J H Jones, Butchers is a Grade II listed building in the Denbighshire local planning authority area, Wales. First listed on 20 July 2000. Butchers shop, house. 1 related planning application.
J H Jones, Butchers
- WRENN ID
- other-cobble-evening
- Grade
- II
- Local Planning Authority
- Denbighshire
- Country
- Wales
- Date first listed
- 20 July 2000
- Type
- Butchers shop, house
- Source
- Cadw listing
Description
J H Jones, Butchers, located at 90 and 92 Vale Street, is a brick building with a slate roof and tiled ridge, constructed in an asymmetrical design. The facade features glazed facing brick, dentilated eaves, and a stringcourse beneath a broad limestone sill band at the first floor. The structure consists of two sections: the butcher's shop on the left and a house on the right, both flanking a large Tudor arch that provides access to the stables and slaughterhouse at the rear through a passageway.
Each section has half-timbered gabled dormers on the upper floor. The butcher's shop includes a canted first-floor bay window on the right, topped with a similar gable, and both sections display simply-moulded bargeboards. The bay window rests on the slated roof of a shallow projecting shop front, which features a canted corner on the left, a central panelled door with a Tudor-arched wooden head and glazed upper lights, and plain-glazed wooden cross-windows. To the far left, there is a narrower through-passage with a Tudor arch and a boarded three-quarter door, along with a small window above. A modern door to the house is set into a canted angle to the right of the arch.

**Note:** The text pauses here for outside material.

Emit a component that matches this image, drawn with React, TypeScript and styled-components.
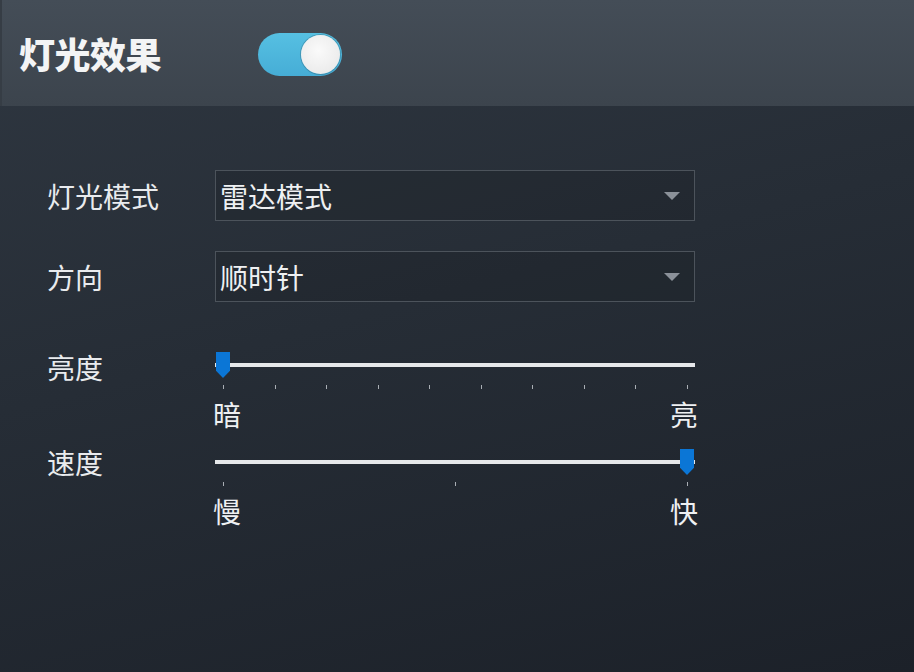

The rear of the building is whitened, with gables on both sections; the house is brick, while the shop is constructed of rubble, indicating an earlier building. There is a cambered entrance with a boarded door on the gable end of the shop, and 20th-century glazing in the ground and first-floor windows to the right, along with a further modern-glazed window above the arch. The house section features a smaller gabled projection set back slightly to the left, complete with an end chimney and a plain cambered sash window. A Ty Bach block with accompanying walls connects this to a contemporary single-storey stable block, which is also of brick construction (whitened with a black dado) and has a lean-to slate roof. This stable block includes two cambered stable doors and cambered windows to the right, with plain 20th-century glazing.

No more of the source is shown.